According to the India Meteorological Department, warm conditions are likely to continue in the Konkan region, including Mumbai, till Saturday. Moreover, areas of Mumbai, Raigad, Ratnagiri and Sindhudurg districts will reel under heatwave conditions till Saturday.

Meanwhile, this happens to be the fourth time this month that Mumbai’s maximum temperature crossed the 38 degrees’ mark, after touching 38.1 degrees’ Celsius yesterday and on March 4 and 38.2 degrees on March 5. The maximum daytime temperature in March last year was 37.5 degrees Celsius on March 17.

The temperature across Mumbai:

  • Borivali - 38.4 degrees
  • Chembur - 38.7 degrees
  • Colaba - 36.4 degrees
  • Mulund - 36.9 degrees
  • Powai - 35.8 degrees

Meanwhile, citizens have been asked to avoid venturing out of the house unless an emergency during noon-time. Moreover, wearing goggles, a hat or usage of an umbrella is recommended. In addition, health experts have warned that people should consume water from time to time in this weather in order to avoid heatstroke.

On the other hand, with regards to pollution, under the National Clean Air Action Plan (NCAP), Maharashtra has the highest number of cities in India- a total of 19 cities identified by the Central Pollution Control Board (CPCB) to reduce Air Pollution by 20-30 per cent.

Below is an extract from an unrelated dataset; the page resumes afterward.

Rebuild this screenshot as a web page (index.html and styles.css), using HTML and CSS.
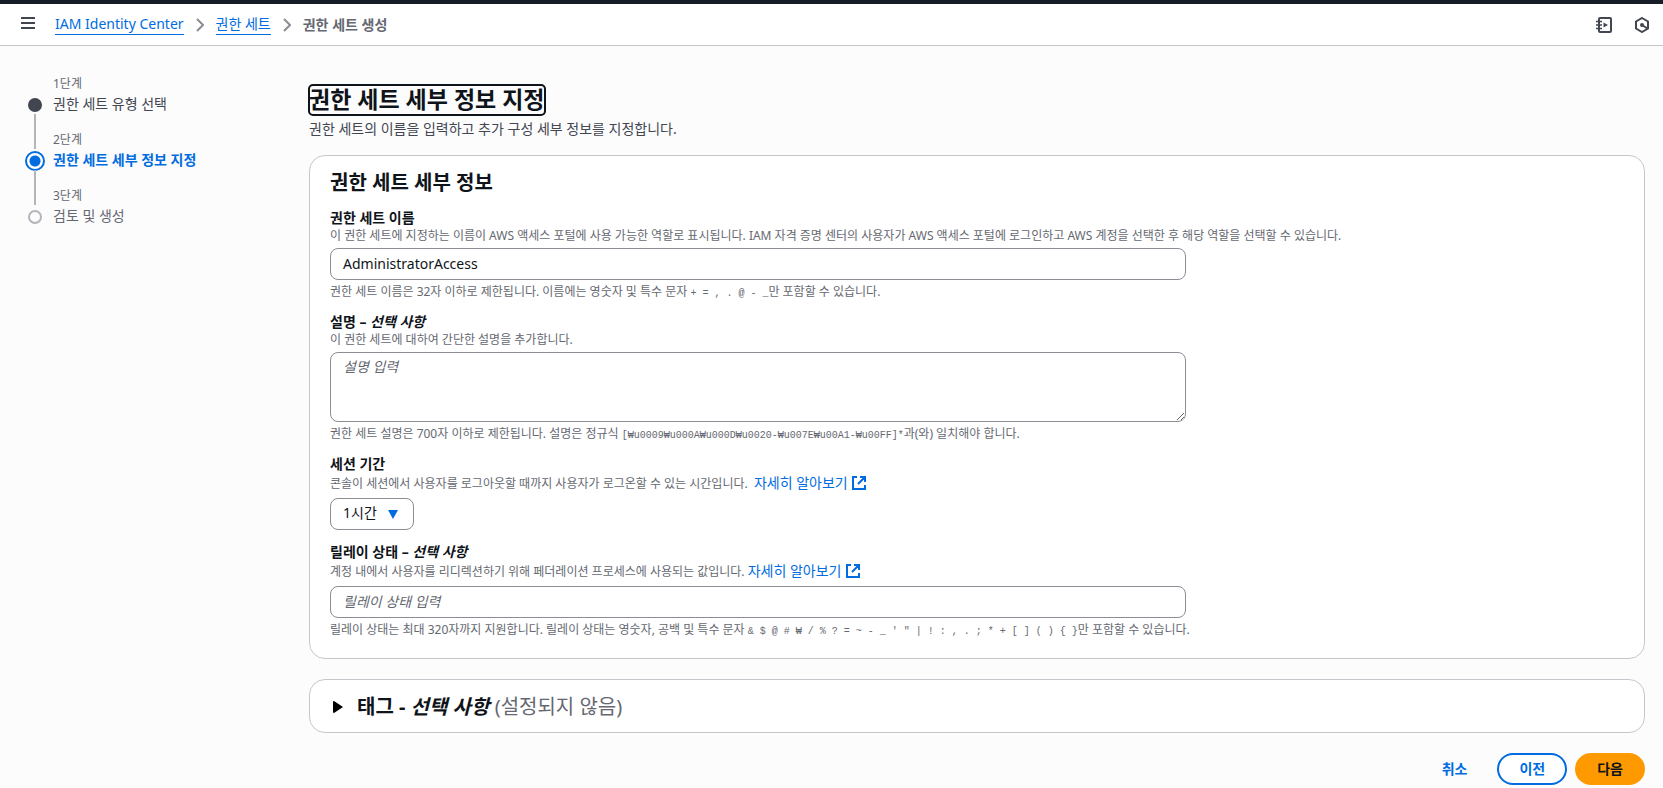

Moreover, some of the cities like Mumbai, Thane, Navi Mumbai, Nashik, Pune, Nagpur, Chandrapur, Aurangabad have been listed as non-attainment cities. The latest to be added is Vasai Virar Municipal Corporation.  In addition, the major contributors to air pollution in Maharashtra are vehicular and industrial emission (including thermal power plants), construction dust and solid fuel emissions.